Psikolojik Danışman/Rehberlik

 

 

 

 

 

 

           “SAYGI“ DEĞERİ VELİ MEKTUBU

Değerli Velimiz;

Saygı hayatımızın her döneminde önem verilen değerlerden biridir.

            Saygı; değeri, üstünlüğü, yaşlılığı, yararlılığı, kutsallığı dolayısıyla bir kimseye, bir şeye karşı dikkatli, özenli, ölçülü davranmaya sebep olan sevgi duygusu, hürmet anlamına gelir. İnsanların dil, din, ırk ve cinsiyeti ne olursa olsun ayırmadan farklılıkları kabul etmektir. Saygı doğuştan getirilen ya da kendiliğinden gelişen bir değer değildir. Gelişmesi için üzerinde emek harcanması gerekir.

Saygı konusu bireyin kendisine, çevresine, topluma, doğaya, kutsal değerlere, atalarımıza, fikirlere, öğretmene saygı gibi geniş bir yelpazeye dağılır.

            Saygı insanlar arasındaki ilişkileri güçlendirir ve aralarında bir bağ oluşmasını sağlar. Saygıyı insanlar çocuk yaşta öğrenir ve büyüdükçe geliştirir. Toplumda saygı insanlar arası barışı sağlar. O toplumun bireyleri uyum içinde yaşar. Bu tarz bir toplum gelişir, ilerler.

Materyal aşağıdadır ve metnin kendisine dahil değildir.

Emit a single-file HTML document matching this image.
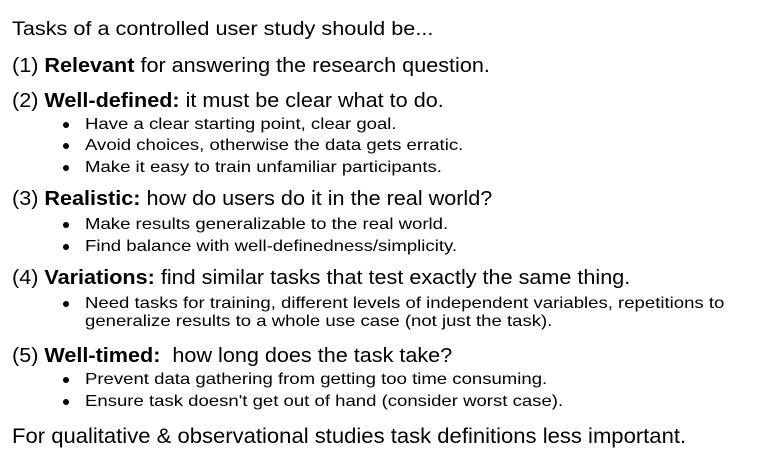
<!DOCTYPE html>
<html><head><meta charset="utf-8"><style>
html,body{margin:0;padding:0;background:#fff;}
body{width:762px;height:470px;position:relative;overflow:hidden;font-family:"Liberation Sans",sans-serif;color:#000;}
.l{position:absolute;white-space:nowrap;transform-origin:0 50%;transform:scaleX(1.08);line-height:1;}
.h{left:12px;font-size:20px;}
.b{left:85px;font-size:16px;transform:scaleX(1.16);}
.d{position:absolute;left:63px;width:6px;height:6px;border-radius:50%;background:#000;}
</style></head><body>
<div class="l h" style="top:20px;font-size:19px;transform:scaleX(1.14)">Tasks of a controlled user study should be...</div>
<div class="l h" style="top:56px">(1) <b>Relevant</b> for answering the research question.</div>
<div class="l h" style="top:91px">(2) <b>Well-defined:</b> it must be clear what to do.</div>
<div class="d" style="top:122px"></div><div class="l b" style="top:117px">Have a clear starting point, clear goal.</div>
<div class="d" style="top:143px"></div><div class="l b" style="top:138px">Avoid choices, otherwise the data gets erratic.</div>
<div class="d" style="top:165px"></div><div class="l b" style="top:160px">Make it easy to train unfamiliar participants.</div>
<div class="l h" style="top:189px">(3) <b>Realistic:</b> how do users do it in the real world?</div>
<div class="d" style="top:222px"></div><div class="l b" style="top:217px">Make results generalizable to the real world.</div>
<div class="d" style="top:244px"></div><div class="l b" style="top:239px">Find balance with well-definedness/simplicity.</div>
<div class="l h" style="top:268px">(4) <b>Variations:</b> find similar tasks that test exactly the same thing.</div>
<div class="d" style="top:301px"></div><div class="l b" style="top:296px">Need tasks for training, different levels of independent variables, repetitions to</div>
<div class="l b" style="top:314px">generalize results to a whole use case (not just the task).</div>
<div class="l h" style="top:346px">(5) <b>Well-timed:</b>&nbsp; how long does the task take?</div>
<div class="d" style="top:377px"></div><div class="l b" style="top:372px">Prevent data gathering from getting too time consuming.</div>
<div class="d" style="top:399px"></div><div class="l b" style="top:394px">Ensure task doesn't get out of hand (consider worst case).</div>
<div class="l h" style="top:426px;font-size:21px;transform:scaleX(1.05)">For qualitative &amp; observational studies task definitions less important.</div>
</body></html>
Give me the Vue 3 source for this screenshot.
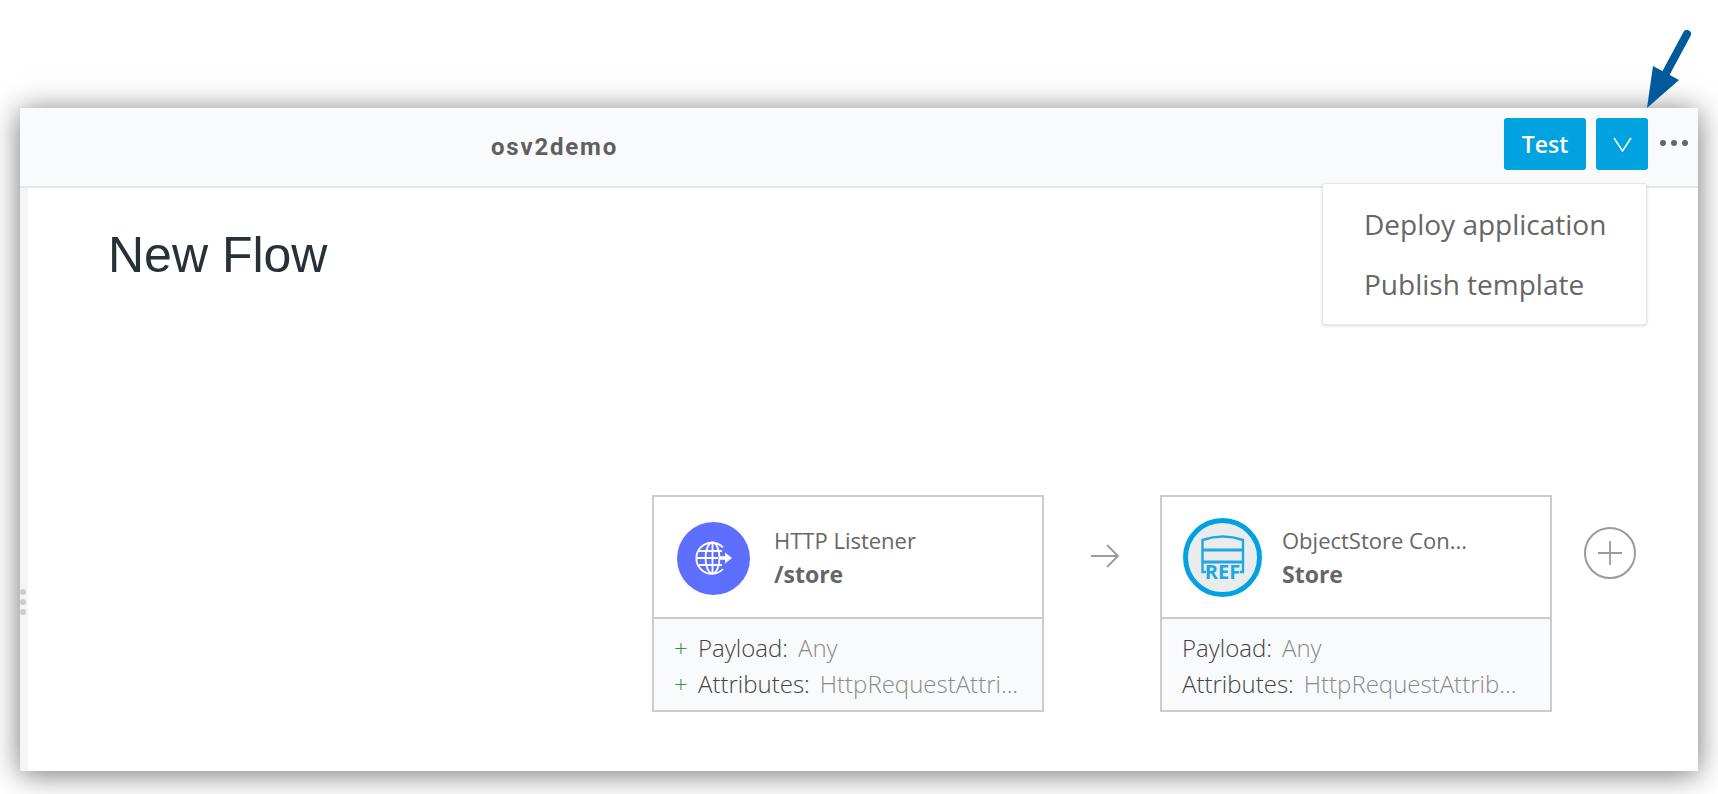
<template>
  <div class="page">
    <svg class="pointer" width="60" height="86" viewBox="0 0 60 86">
      <path d="M45 9 L24 48" stroke="#005a9c" stroke-width="8" stroke-linecap="round" fill="none" />
      <path d="M5 83 L11 41 L37 55 Z" fill="#005a9c" />
    </svg>

    <div class="window">
      <header class="topbar">
        <span class="app-name">osv2demo</span>
        <div class="actions">
          <button class="btn btn-test">Test</button>
          <button class="btn btn-arrow">
            <svg width="19" height="15" viewBox="0 0 19 15">
              <path d="M1 1 L9.5 14 L18 1" stroke="#fff" stroke-width="1.5" fill="none" />
            </svg>
          </button>
          <div class="more">
            <i></i><i></i><i></i>
          </div>
        </div>
        <div class="menu">
          <div class="menu-item">Deploy application</div>
          <div class="menu-item">Publish template</div>
        </div>
      </header>

      <main class="canvas">
        <div class="grip"><i></i><i></i><i></i></div>
        <h1>New Flow</h1>

        <div class="flow">
          <div class="card">
            <div class="card-head">
              <div class="icon-http">
                <svg width="40" height="40" viewBox="0 0 40 40" fill="none" stroke="#fff" stroke-width="1.8">
                  <path d="M29 9.5 A15.5 15.5 0 1 0 29 31" />
                  <ellipse cx="18.5" cy="20" rx="7" ry="15.5" />
                  <path d="M18.5 4.5 V35.5 M5 13 H28 M5 27 H28 M3 20 H24" />
                  <path d="M26 18.2 H31 V14.5 L38 20 L31 25.5 V21.8 H26 Z" fill="#fff" stroke="none" />
                </svg>
              </div>
              <div class="card-title">
                <div class="kind">HTTP Listener</div>
                <div class="name">/store</div>
              </div>
            </div>
            <div class="card-meta">
              <div class="meta-row"><span class="plus">+</span><span class="key">Payload:</span><span class="val">Any</span></div>
              <div class="meta-row"><span class="plus">+</span><span class="key">Attributes:</span><span class="val">HttpRequestAttri...</span></div>
            </div>
          </div>

          <div class="link">
            <svg width="30" height="26" viewBox="0 0 30 26" fill="none" stroke="#9b9b9b" stroke-width="1.8">
              <path d="M1 13 H27 M17 2 L28 13 L17 24" />
            </svg>
          </div>

          <div class="card">
            <div class="card-head card-head-ref">
              <div class="icon-ref">
                <svg width="79" height="79" viewBox="0 0 79 79" fill="none" stroke="#1fa8e0" stroke-width="2.4">
                  <path d="M23 54 H19.5 V22 Q40 15 60 22 V54 H57" />
                  <path d="M19.5 32 H60 M19.5 44 H60" stroke-width="3" />
                  <text x="39.5" y="61" text-anchor="middle" class="ref-text">REF</text>
                </svg>
              </div>
              <div class="card-title">
                <div class="kind">ObjectStore Con...</div>
                <div class="name">Store</div>
              </div>
            </div>
            <div class="card-meta">
              <div class="meta-row"><span class="key">Payload:</span><span class="val">Any</span></div>
              <div class="meta-row"><span class="key">Attributes:</span><span class="val">HttpRequestAttrib...</span></div>
            </div>
          </div>

          <div class="add">
            <svg width="26" height="26" viewBox="0 0 26 26" stroke="#9b9b9b" stroke-width="1.8">
              <path d="M13 1 V25 M1 13 H25" />
            </svg>
          </div>
        </div>
      </main>
    </div>
  </div>
</template>

<script setup>
</script>

<style>
html,
body {
  margin: 0;
  background: #fff;
}
</style>

<style scoped>
.page {
  position: relative;
  width: 1718px;
  height: 794px;
  padding: 108px 20px 0;
  box-sizing: border-box;
  overflow: hidden;
  font-family: "Open Sans", sans-serif;
  color: #666;
}

.pointer {
  position: absolute;
  left: 1642px;
  top: 25px;
  z-index: 2;
}

.window {
  height: 663px;
  background: #fff;
  box-shadow: 0 3px 28px rgba(0, 0, 0, 0.55);
  display: flex;
  flex-direction: column;
}

.topbar {
  position: relative;
  height: 80px;
  flex: none;
  box-sizing: border-box;
  background: #f9fafb;
  border-bottom: 2px solid #e6e7e9;
  display: flex;
  align-items: flex-start;
  justify-content: space-between;
  padding: 10px 10px 0 471px;
}

.app-name {
  margin-top: 15px;
  font-family: Roboto, sans-serif;
  font-size: 24px;
  font-weight: 700;
  letter-spacing: 1.8px;
  color: #5f5f5f;
}

.actions {
  display: flex;
  align-items: center;
  gap: 10px;
}

.btn {
  height: 52px;
  border: none;
  border-radius: 3px;
  background: #00a2e0;
  color: #fff;
  font-family: "Open Sans", sans-serif;
  font-size: 23px;
  font-weight: 600;
  padding: 0;
  display: flex;
  align-items: center;
  justify-content: center;
}

.btn-test {
  width: 82px;
}

.btn-arrow {
  width: 52px;
}

.more {
  display: flex;
  gap: 5px;
  margin-left: 2px;
  margin-top: -2px;
}

.more i {
  width: 6px;
  height: 6px;
  border-radius: 50%;
  background: #666;
}

.menu {
  position: absolute;
  top: 75px;
  right: 51px;
  width: 325px;
  height: 142px;
  box-sizing: border-box;
  background: #fff;
  border: 1px solid #e6e7e9;
  border-radius: 3px;
  box-shadow: 0 1px 3px rgba(0, 0, 0, 0.15);
  padding: 10px 0 0 41px;
  z-index: 1;
}

.menu-item {
  font-size: 28px;
  line-height: 60px;
  color: #666;
}

.canvas {
  position: relative;
  flex: 1;
  border-left: 8px solid #f4f5f7;
  padding-left: 80px;
}

.grip {
  position: absolute;
  left: -8px;
  top: 401px;
  display: flex;
  flex-direction: column;
  gap: 4px;
}

.grip i {
  width: 6px;
  height: 6px;
  border-radius: 50%;
  background: #ccc;
}

h1 {
  margin: 0;
  padding-top: 39px;
  font-family: "Liberation Sans", Arial, sans-serif;
  font-size: 50px;
  font-weight: 400;
  line-height: 56px;
  color: #263238;
}

.flow {
  position: absolute;
  left: 624px;
  top: 307px;
  display: flex;
  align-items: flex-start;
  width: 1100px;
}

.card {
  width: 392px;
  height: 217px;
  flex: none;
  box-sizing: border-box;
  border: 2px solid #ccc;
  background: #fff;
  display: flex;
  flex-direction: column;
}

.card-head {
  height: 120px;
  flex: none;
  box-sizing: border-box;
  display: flex;
  align-items: center;
  padding-left: 23px;
  gap: 24px;
}

.card-head-ref {
  padding-left: 21px;
  gap: 20px;
}

.icon-http {
  width: 73px;
  height: 73px;
  margin-top: 2px;
  border-radius: 50%;
  background: #5e6fff;
  display: flex;
  align-items: center;
  justify-content: center;
}

.icon-ref {
  width: 79px;
  height: 79px;
  flex: none;
  box-sizing: border-box;
  border-radius: 50%;
  border: 5px solid #00a2e0;
  background: #e9ebed;
  display: flex;
  align-items: center;
  justify-content: center;
}

.icon-ref svg {
  flex: none;
}

.ref-text {
  font-family: "Open Sans", sans-serif;
  font-size: 20px;
  font-weight: 700;
  fill: #1fa8e0;
  stroke: none;
}

.card-title {
  display: flex;
  flex-direction: column;
  gap: 4px;
}

.kind {
  font-size: 22px;
  line-height: 30px;
  color: #666;
}

.name {
  font-size: 23px;
  line-height: 30px;
  font-weight: 700;
  color: #666;
}

.card-meta {
  flex: 1;
  border-top: 2px solid #ccc;
  background: #f9fafb;
  padding: 10px 0 0 20px;
}

.meta-row {
  display: flex;
  height: 36px;
  align-items: center;
  font-size: 24px;
  font-weight: 300;
  white-space: nowrap;
}

.plus {
  width: 24px;
  color: #2e9a3a;
}

.key {
  color: #444;
  margin-right: 10px;
}

.val {
  color: #8a8a8a;
}

.link {
  width: 116px;
  flex: none;
  padding-top: 48px;
  padding-left: 46px;
  box-sizing: border-box;
}

.add {
  width: 52px;
  height: 52px;
  box-sizing: border-box;
  margin: 32px 0 0 32px;
  border: 2px solid #9b9b9b;
  border-radius: 50%;
  display: flex;
  align-items: center;
  justify-content: center;
}
</style>
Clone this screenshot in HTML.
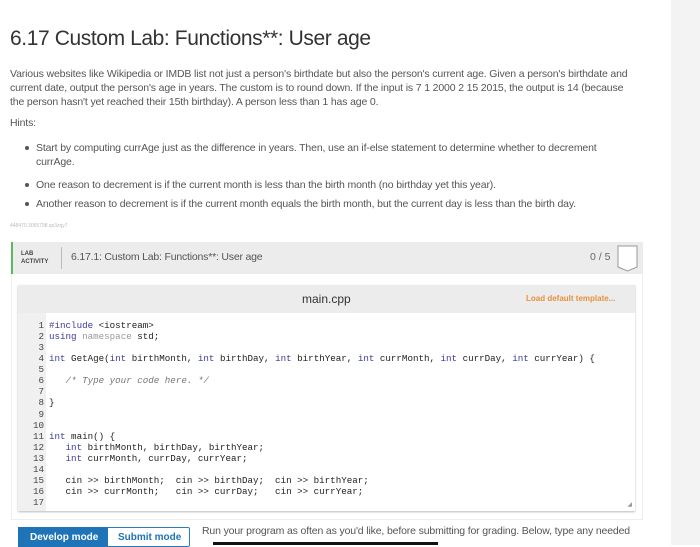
<!DOCTYPE html>
<html><head><style>
*{margin:0;padding:0;box-sizing:border-box}
body{width:700px;height:545px;overflow:hidden;background:#fff;font-family:"Liberation Sans",sans-serif;color:#555;position:relative}
.side{position:absolute;left:671px;top:0;width:29px;height:545px;background:#f3f3f3}
.abs{position:absolute;white-space:nowrap}
h1{position:absolute;left:10px;top:27px;font-size:21px;font-weight:normal;color:#333;letter-spacing:-0.4px;white-space:nowrap}
.p{font-size:10.5px;letter-spacing:-0.15px;line-height:14px;color:#555}
.dot{position:absolute;width:4px;height:4px;border-radius:50%;background:#555}
.lab{position:absolute;left:11px;top:242px;width:632px;height:32px;background:#ececec;border-left:2px solid #5cb85c}
.card{position:absolute;left:11px;top:274px;width:632px;height:246px;border:1px solid #eee;border-top:none}
.ed{position:absolute;left:18px;top:285px;width:617px;height:226px;box-shadow:0 1px 2px #bbb}
.edh{height:28px;background:#ececec;position:relative}
.code{position:absolute;left:0;top:28px;width:617px;height:198px;background:#fff}
.gut{position:absolute;left:0;top:0;width:28px;height:198px;background:#f0f0f0}
pre{position:absolute;top:35px;left:0;font-family:"Liberation Mono",monospace;font-size:9.2px;line-height:11.06px;color:#222}
.ln{width:24px;text-align:right;color:#444}
.k{color:#3a3a9a}.c{color:#777;font-style:italic}.g{color:#999}
</style></head><body>
<div class="side"></div>
<h1>6.17 Custom Lab: Functions**: User age</h1>
<div class="abs p" style="left:10px;top:67px">Various websites like Wikipedia or IMDB list not just a person's birthdate but also the person's current age. Given a person's birthdate and<br>current date, output the person's age in years. The custom is to round down. If the input is 7 1 2000 2 15 2015, the output is 14 (because<br>the person hasn't yet reached their 15th birthday). A person less than 1 has age 0.</div>
<div class="abs p" style="left:10px;top:116px">Hints:</div>
<div class="dot" style="left:25px;top:146px"></div>
<div class="abs p" style="left:36px;top:141px">Start by computing currAge just as the difference in years. Then, use an if-else statement to determine whether to decrement<br>currAge.</div>
<div class="dot" style="left:25px;top:183px"></div>
<div class="abs p" style="left:36px;top:178px">One reason to decrement is if the current month is less than the birth month (no birthday yet this year).</div>
<div class="dot" style="left:25px;top:202px"></div>
<div class="abs p" style="left:36px;top:197px">Another reason to decrement is if the current month equals the birth month, but the current day is less than the birth day.</div>
<div class="abs" style="left:10px;top:223px;font-size:5px;color:#bbb">448470.3065798.qx3zqy7</div>
<div class="card"></div>
<div class="lab">
 <div class="abs" style="left:8px;top:8px;font-size:6px;font-weight:bold;color:#444;line-height:8px">LAB<br>ACTIVITY</div>
 <div class="abs" style="left:48px;top:5px;width:1px;height:22px;background:#bbb"></div>
 <div class="abs" style="left:58px;top:9px;font-size:10.5px;color:#555;letter-spacing:-0.2px">6.17.1: Custom Lab: Functions**: User age</div>
 <div class="abs" style="left:577px;top:9px;font-size:10.5px;color:#666">0 / 5</div>
 <svg class="abs" style="left:604px;top:3px" width="22" height="27"><path d="M1 1H20V22L10.5 26L1 22Z" fill="#fff" stroke="#999"/></svg>
</div>
<div class="ed">
 <div class="edh">
  <div class="abs" style="left:284px;top:7px;font-size:12px;color:#333">main.cpp</div>
  <div class="abs" style="left:508px;top:9px;font-size:8px;font-weight:bold;color:#e8913a">Load default template...</div>
 </div>
 <div class="code"><div class="gut"></div>
  <div class="abs" style="right:3px;bottom:3px;font-size:6px;color:#999">◢</div>
 </div>
 <pre style="left:2px" class="ln">1
2
3
4
5
6
7
8
9
10
11
12
13
14
15
16
17</pre>
 <pre style="left:31px"><span class="k">#include</span> &lt;iostream&gt;
<span class="k">using</span> <span class="g">namespace</span> std;

<span class="k">int</span> GetAge(<span class="k">int</span> birthMonth, <span class="k">int</span> birthDay, <span class="k">int</span> birthYear, <span class="k">int</span> currMonth, <span class="k">int</span> currDay, <span class="k">int</span> currYear) {

   <span class="c">/* Type your code here. */</span>

}


<span class="k">int</span> main() {
   <span class="k">int</span> birthMonth, birthDay, birthYear;
   <span class="k">int</span> currMonth, currDay, currYear;

   cin &gt;&gt; birthMonth;  cin &gt;&gt; birthDay;  cin &gt;&gt; birthYear;
   cin &gt;&gt; currMonth;   cin &gt;&gt; currDay;   cin &gt;&gt; currYear;
</pre>
</div>
<div class="abs" style="left:18px;top:527px;width:172px;height:20px;border:1px solid #2a7bc0;border-radius:2px"></div>
<div class="abs" style="left:18px;top:527px;width:90px;height:20px;background:#1f74b8;color:#fff;font-size:10px;font-weight:bold;padding:5px 0 0 12px">Develop mode</div>
<div class="abs" style="left:118px;top:532px;font-size:10px;font-weight:bold;color:#1f74b8">Submit mode</div>
<div class="abs p" style="left:202px;top:524px">Run your program as often as you'd like, before submitting for grading. Below, type any needed</div>
<div class="abs" style="left:213px;top:542px;width:225px;height:3px;background:#111"></div>
</body></html>
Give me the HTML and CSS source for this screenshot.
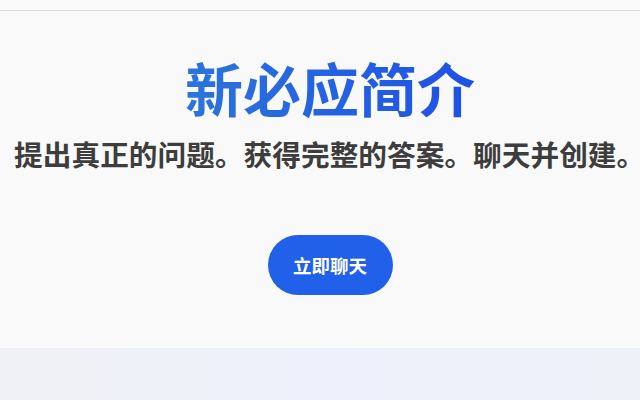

            Çocuklara saygıyı öğretmenin en iyi yolu onlara saygı göstermektir. Bu şekilde çocuklar birinden saygı görmenin nasıl bir duygu olduğunu ve bunu başkalarına nasıl vereceğini öğrenirler. Asgari düzeyde saygı ortamının oluşturulduğu ev ve okul ortamı, disiplin içinde idealdir. Çocuk saygı gördüğü yetişkinlere itaat eder. Çocuklar kendilerini sevenlere değil kendilerine saygı gösterenlere saygı gösterme eğilimindedirler.

            Çocuğun öncelikle çevresindeki onun için önemli yetişkinler tarafından sevilip, saygı duyulduğunu bilmesi gerekir. Yetişkinler, çocuklara olan saygılarını, önemi ve gücü unutulmaya başlanan sihirli sözcükleri kullanarak göstermeliler. Teşekkür etmek, rica etmek gibi saygı içeren tutumlarda model olmalılar.

Saygıyı oluşturmanın ilk adımı, aile içinde kuralları önemli hale getirmektir. Ev içinde kurallara uymakta sorun yaşamayan çocuk, bu alışkanlığını evin dışında da kolaylıkla sürdürebilecektir.

Anne-Babaya Öneriler

-Çocuğunuzu koşulsuz sevmeniz beklenir. Ancak bundan daha önemlisi çocuğunuza saygı göstermenizdir. Çocuğunuza en az eşiniz kadar saygı göstermelisiniz.

-Dırdırcı olmanız çocuğunuzun size olan saygısını öldürür.

-Mükemmel olmaya çalışmayın ve çocuğunuzdan bunu beklemeyin. Çünkü bu saygıyı azaltır.

-Çocuğunuzun bağımsız hareket etme(Özerklik)  gücünü geliştirmeniz onun size daha fazla saygı duymasına yol açar.

-Kendi anne- babanıza yeterince saygılı olup olmadığınızı gözden geçirin.

-Trafik kurallarına saygı göstermiyorsanız, örneğin emniyet kemeri takmıyorsanız, bu çocuğunuzun saygı gelişimini olumsuz etkiler.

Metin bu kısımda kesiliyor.